Did he leave out the boring parts? No, the omitted sections often occur at times when diaries and letters from other Gideonites reveal great turmoil—internal disagreements, disputes with the army, massive epidemics of killer diseases, or unusual danger from the threats of war. The result is a fairly happy picture of a woman who is doing the job she was sent to do, teaching slaves, treating minor ailments, and learning how to live in a surprisingly hospitable new land. It’s a lovely picture, but obviously inaccurate. That’s the trouble with ellipses.
One other characteristic of source number two bothered me. In it, Laura frequently expresses her displeasure with—and sometimes outright disgust for— the freedmen of South Carolina. She comments on how dirty they are, how uncivilized, how slow to learn, how uncooperative, how rude, how lacking in ordinary common sense, how superstitious, how cruel in their treatment of animals. Her attitude in the early sections of the diary does not in any way reflect her abolitionist belief that the Negro was as capable as any white person. In later sections, the complaints diminish, but favorable judgments are still hard to find. Why would Horace leave such derogatory comments in the typescript?
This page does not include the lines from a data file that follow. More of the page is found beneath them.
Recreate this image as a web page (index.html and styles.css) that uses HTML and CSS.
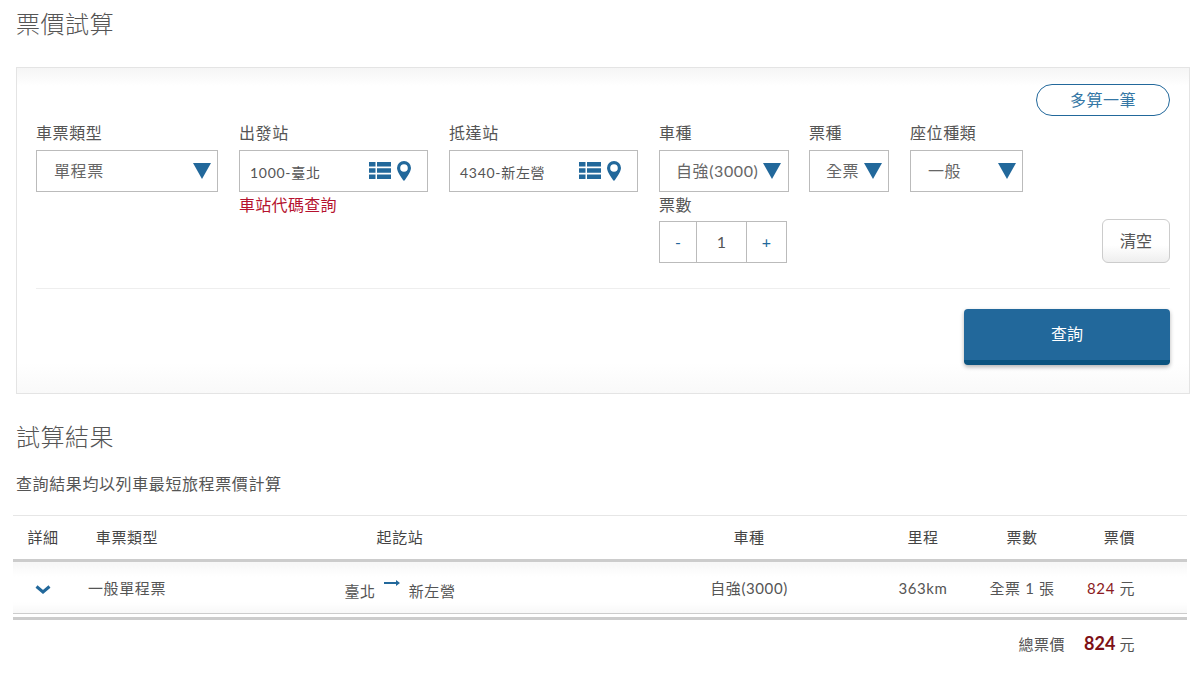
FILE: index.html
```html
<!DOCTYPE html>
<html lang="zh-Hant">
<head>
    <meta charset="UTF-8">
    <title>票價試算</title>
    <link rel="stylesheet" href="styles.css">
</head>
<body>
    <h1 class="page-title">票價試算</h1>

    <form class="panel">
        <div class="panel-top">
            <button type="button" class="add-btn">多算一筆</button>
        </div>
        <div class="field-row">
            <div class="field field-type">
                <div class="field-label">車票類型</div>
                <div class="select"><span>單程票</span><i class="caret"></i></div>
            </div>
            <div class="field field-station">
                <div class="field-label">出發站</div>
                <div class="station-box">
                    <span class="station-text">1000-臺北</span>
                    <svg class="icon-list" viewBox="0 0 22 17"><path d="M0 0h6.500v4.500H0zM8 0h14v4.500H8zM0 6.250h6.500v4.500H0zM8 6.250h14v4.500H8zM0 12.500h6.500V17H0zM8 12.500h14V17H8z"/></svg>
                    <svg class="icon-pin" viewBox="0 0 14 20"><path fill-rule="evenodd" d="M7 0a7 7 0 0 1 7 7c0 3.200-4.200 9.800-7 13C4.200 16.800 0 10.200 0 7a7 7 0 0 1 7-7zm0 3.200a3.800 3.800 0 1 0 0 7.600 3.800 3.800 0 0 0 0-7.600z"/></svg>
                </div>
                <a class="station-link" href="#">車站代碼查詢</a>
            </div>
            <div class="field field-station">
                <div class="field-label">抵達站</div>
                <div class="station-box">
                    <span class="station-text">4340-新左營</span>
                    <svg class="icon-list" viewBox="0 0 22 17"><path d="M0 0h6.500v4.500H0zM8 0h14v4.500H8zM0 6.250h6.500v4.500H0zM8 6.250h14v4.500H8zM0 12.500h6.500V17H0zM8 12.500h14V17H8z"/></svg>
                    <svg class="icon-pin" viewBox="0 0 14 20"><path fill-rule="evenodd" d="M7 0a7 7 0 0 1 7 7c0 3.200-4.200 9.800-7 13C4.200 16.800 0 10.200 0 7a7 7 0 0 1 7-7zm0 3.200a3.800 3.800 0 1 0 0 7.600 3.800 3.800 0 0 0 0-7.600z"/></svg>
                </div>
            </div>
            <div class="field field-train">
                <div class="field-label">車種</div>
                <div class="select select-tight"><span>自強(3000)</span><i class="caret"></i></div>
                <div class="field-label">票數</div>
                <div class="stepper">
                    <span class="step step-minus">-</span>
                    <span class="step-value">1</span>
                    <span class="step step-plus">+</span>
                </div>
            </div>
            <div class="field field-kind">
                <div class="field-label">票種</div>
                <div class="select select-tight"><span>全票</span><i class="caret"></i></div>
            </div>
            <div class="field field-seat">
                <div class="field-label">座位種類</div>
                <div class="select"><span>一般</span><i class="caret"></i></div>
            </div>
            <button type="button" class="clear-btn">清空</button>
        </div>
        <div class="panel-bottom">
            <button type="button" class="search-btn">查詢</button>
        </div>
    </form>

    <h2 class="page-title result-title">試算結果</h2>
    <p class="result-note">查詢結果均以列車最短旅程票價計算</p>

    <div class="result-wrap">
        <table class="result-table">
            <colgroup>
                <col class="col-detail">
                <col class="col-type">
                <col class="col-route">
                <col class="col-train">
                <col class="col-km">
                <col class="col-count">
                <col class="col-price">
            </colgroup>
            <thead>
                <tr>
                    <th>詳細</th>
                    <th>車票類型</th>
                    <th>起訖站</th>
                    <th>車種</th>
                    <th>里程</th>
                    <th>票數</th>
                    <th class="cell-price">票價</th>
                </tr>
            </thead>
            <tbody>
                <tr>
                    <td><svg class="icon-chevron" viewBox="0 0 16 9"><path d="M1.500 1.500 8 7l6.500-5.500"/></svg></td>
                    <td>一般單程票</td>
                    <td class="cell-route">臺北<svg class="icon-arrow" viewBox="0 0 16 6"><path d="M0 2h12V0l4 3-4 3V4H0z"/></svg>新左營</td>
                    <td>自強(3000)</td>
                    <td>363km</td>
                    <td>全票 1 張</td>
                    <td class="cell-price"><span class="price">824</span> 元</td>
                </tr>
            </tbody>
        </table>
    </div>

    <div class="total">
        <span class="total-label">總票價</span>
        <strong class="total-price">824</strong>
        <span>元</span>
    </div>
</body>
</html>
```

FILE: styles.css
```css
body {
    margin: 0;
    font-family: Lato, "Noto Sans CJK TC", sans-serif;
    font-size: 15px;
    color: #555;
    background-color: #fff;
    letter-spacing: 0.6px;
}
.page-title {
    margin: 6px 0 0 16px;
    font-size: 24px;
    line-height: 36px;
    font-weight: 300;
    letter-spacing: 0.5px;
    color: #555;
}
.panel {
    margin: 25px 0 0 16px;
    width: 1174px;
    box-sizing: border-box;
    padding: 16px 19px 28px;
    border: 1px solid #e4e4e4;
    background: linear-gradient(#f5f5f5, #fff 18px, #fff calc(100% - 30px), #f9f9f9);
}
.panel-top {
    display: flex;
    justify-content: flex-end;
    margin-bottom: 5px;
}
.add-btn {
    width: 134px;
    height: 32px;
    padding: 0 0 2px;
    border: 1px solid #22689b;
    border-radius: 16px;
    background-color: #fff;
    font: inherit;
    font-size: 16px;
    letter-spacing: 0.5px;
    color: #3577a5;
}
.field-row {
    display: flex;
    gap: 21px;
    padding-bottom: 25px;
    border-bottom: 1px solid #eee;
}
.field-label {
    height: 26px;
    line-height: 24px;
    margin-bottom: 3px;
    font-size: 16px;
    color: #555;
}
.select + .field-label {
    line-height: 26px;
}
.field-type { width: 182px; }
.field-station { width: 189px; }
.field-train { width: 130px; }
.field-kind { width: 80px; margin-left: -1px; }
.field-seat { width: 113px; }
.select,
.station-box {
    display: flex;
    align-items: center;
    box-sizing: border-box;
    height: 42px;
    border: 1px solid #bbb;
    background-color: #fff;
}
.select {
    justify-content: space-between;
    padding: 0 6px 0 17px;
    font-size: 16px;
    color: #666;
}
.select-tight {
    padding-left: 16px;
    padding-right: 7px;
}
.field-kind .select-tight {
    padding-right: 6px;
}
.caret {
    width: 0;
    height: 0;
    border-left: 9.500px solid transparent;
    border-right: 9.500px solid transparent;
    border-top: 16px solid #22689b;
}
.select > span {
    padding-bottom: 2px;
    white-space: nowrap;
}
.station-box {
    padding: 0 16px 0 10px;
}
.station-text {
    flex: 1;
    padding-top: 2px;
    font-size: 14px;
    letter-spacing: 0.7px;
}
.icon-list {
    width: 22px;
    height: 17px;
    margin-top: -2px;
    fill: #22689b;
}
.icon-pin {
    width: 14px;
    height: 20px;
    margin: -1px 0 0 6px;
    fill: #22689b;
}
.station-link {
    display: block;
    line-height: 26px;
    font-size: 16px;
    letter-spacing: 0.3px;
    color: #b5122e;
    text-decoration: none;
}
.stepper {
    display: flex;
    box-sizing: border-box;
    width: 128px;
    height: 42px;
    border: 1px solid #bbb;
    font-size: 16px;
    line-height: 40px;
    text-align: center;
    letter-spacing: 0;
}
.step {
    width: 36px;
    color: #22689b;
}
.step-value {
    width: 49px;
    border-left: 1px solid #bbb;
    border-right: 1px solid #bbb;
}
.step-plus {
    flex: 1;
}
.clear-btn {
    align-self: flex-end;
    margin-left: auto;
    width: 68px;
    height: 44px;
    padding: 0 0 2px;
    border: 1px solid #ccc;
    border-radius: 6px;
    background: linear-gradient(#fff, #fff 60%, #eee);
    font: inherit;
    font-size: 16px;
    letter-spacing: 0;
    color: #555;
}
.panel-bottom {
    display: flex;
    justify-content: flex-end;
    margin-top: 20px;
}
.search-btn {
    width: 206px;
    height: 56px;
    padding: 0 0 4px;
    border: none;
    border-bottom: 5px solid #0b5480;
    border-radius: 4px;
    background-color: #22689b;
    box-shadow: 0 2px 4px rgba(0, 0, 0, 0.3);
    font: inherit;
    font-size: 16px;
    letter-spacing: 0;
    color: #fff;
}
.result-title {
    margin-top: 25px;
}
.result-note {
    margin: 17px 0 0 16px;
    font-size: 16px;
    line-height: 24px;
    letter-spacing: 0.6px;
}
.result-wrap {
    margin: 19px 0 0 13px;
    width: 1174px;
    padding-bottom: 3px;
    border-bottom: 3px solid #ccc;
}
.result-table {
    width: 100%;
    table-layout: fixed;
    border-collapse: collapse;
    border-top: 1px solid #e6e6e6;
    text-align: center;
}
.col-detail { width: 60px; }
.col-type { width: 108px; }
.col-route { width: 438px; }
.col-train { width: 260px; }
.col-km { width: 88px; }
.col-count { width: 110px; }
.result-table th {
    height: 41px;
    padding: 0 0 2px;
    border-bottom: 3px solid #ccc;
    font-weight: 400;
    color: #444;
}
.result-table td {
    height: 51px;
    padding: 0;
    border-bottom: 1px solid #ccc;
    background: linear-gradient(#f6f6f6, #fff 14px, #fff 40px, #f7f7f7);
    color: #555;
}
.result-table .cell-price {
    padding-right: 52px;
    text-align: right;
}
.result-table .cell-route {
    padding-top: 6px;
    height: 45px;
}
.price {
    color: #8b1a22;
}
.icon-chevron {
    display: block;
    width: 16px;
    height: 9px;
    margin: 3px 0 0 22px;
    fill: none;
    stroke: #22689b;
    stroke-width: 3;
}
.icon-arrow {
    width: 16px;
    height: 6px;
    margin: 0 9px 11px 8px;
    fill: #22689b;
}
.total {
    display: flex;
    justify-content: flex-end;
    align-items: center;
    gap: 4px;
    width: 1135px;
    height: 46px;
    font-size: 15px;
}
.total-label {
    margin-right: 15px;
    letter-spacing: 0.5px;
}
.total-price {
    font-size: 18px;
    font-weight: 700;
    color: #7d1016;
    letter-spacing: 0;
}
```
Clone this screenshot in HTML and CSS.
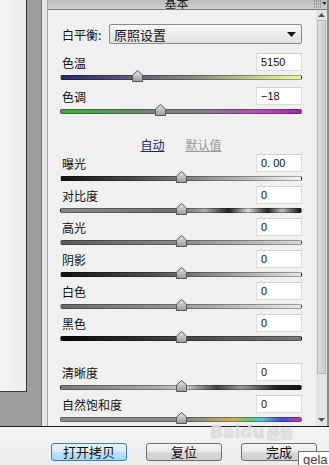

Maybe he was being honest. Maybe Laura Towne was a bigot. No, there’s a more plausible explanation. As early as 1900, Horace Jenks was leading a movement to change the nature of the Penn School. When Laura founded the school, she wanted it to offer a standard “English” education, so that the children of freedmen would grow up with the same educational advantages as their white neighbors. For almost forty years, she taught academic subjects—sometimes offering Latin, advanced algebra, philosophy, and ancient history. Horace Jenks and several other trustees favored turning the Penn School into a vocational center. They had begun dropping the academics and substituting classes in shoemaking, blacksmithing, basket weaving (really!), sewing, and agriculture. The change reflects the racial biases of the early 20th century, of course, but the edited transcript of Laura Towne’s diary gives the erroneous impression that Laura shared those views. Why did it not appear until 1908? I suspect it was because Ellen Murray was no longer around to oppose it.

This typescript has its value, but only for the sake of what it reveals about the editor, not about the original writer. I might use it for comparative fact checking, but it’s not a reliable guide to Laura.